Taiwan strongly refutes alleged involvement in no-confidence vote

By George Herming

Taiwan’s Ministry of Foreign Affairs has refuted a foreign media report alleging Taiwan’s involvement in funding Prime Minister Manasseh Sogavare to defeat last week’s parliamentary no-confidence vote.

Australia’s Sydney Morning Herald carried an article claiming "funds sourced from the Taiwanese government" had assisted Mr Sogavare in surviving the no-confidence motion. The article further claimed that “opposition MPs alleged during the parliamentary debate that Asian logging company money had also been distributed to distort the political process”.

A separate article carried by the same edition said “there have been unconfirmed reports that Taiwanese funds could have been used to finance an ultimately aborted charter flight to airlift Julian Moti to avoid extradition from neighbouring Papua New Guinea”.

However, Taiwan’s Ministry of Foreign Affairs Spokesman Michel Lu said in a Taipei Times article that it was unfair for some foreign media to run stories that damage the nation's reputation without verifying with the Taiwanese government and identifying its sources.

“Perhaps they just lack understanding about Taiwan or are prejudiced against Taiwan. But Taiwan will still work on cooperating with our allies in the right direction,” the Taipei Times quoted Mr Lu as saying.

Taiwan has been interacting with its allies based on concrete bilateral cooperative plans and has never been involved in other countries' internal affairs, Lu said.
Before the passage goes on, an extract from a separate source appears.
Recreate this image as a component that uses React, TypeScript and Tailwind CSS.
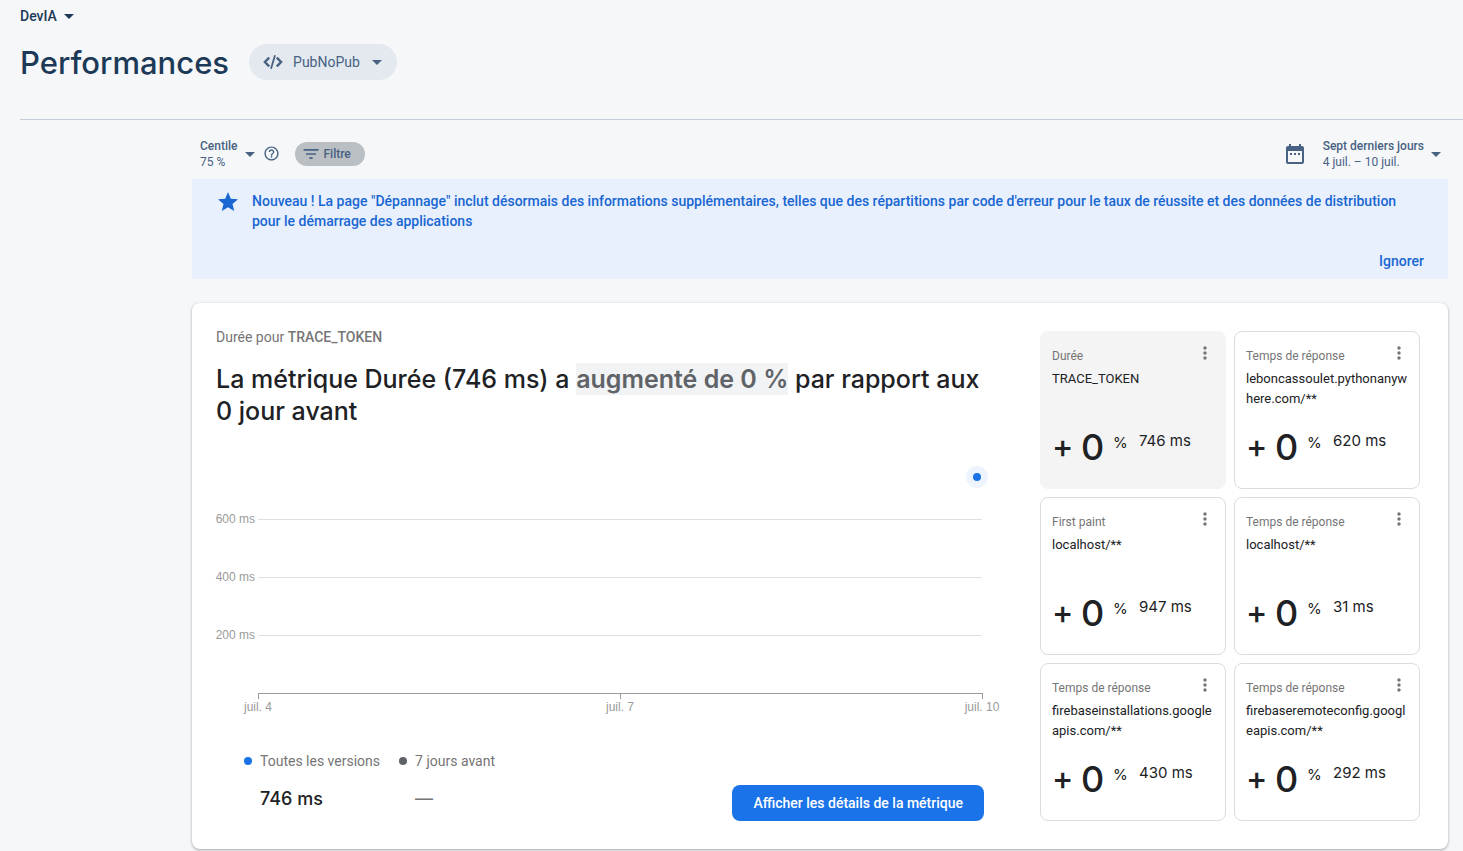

“When it comes to diplomatic cooperation, Taiwan will not fund any individual and will not seek to influence the internal affairs of our allies,” he added.

“Taiwan pushes its diplomatic relations with other nations pragmatically and those accusations that hint Taiwan abused chequebook diplomacy are totally outdated and groundless,” Lu said.

Taiwan is helping Solomon Islands in many aspects since both countries established diplomatic ties 23 years ago. Bigger countries like Australia and New Zealand remained suspicious of Taiwan’s aid assistance to Solomon Islands. However, both countries failed to provide concrete evidence to support their accusations over Taiwan’s alleged “chequebook” diplomacy.

Solomon Islands is one of Taiwan’s solid supporters in its bid for independence from communist China.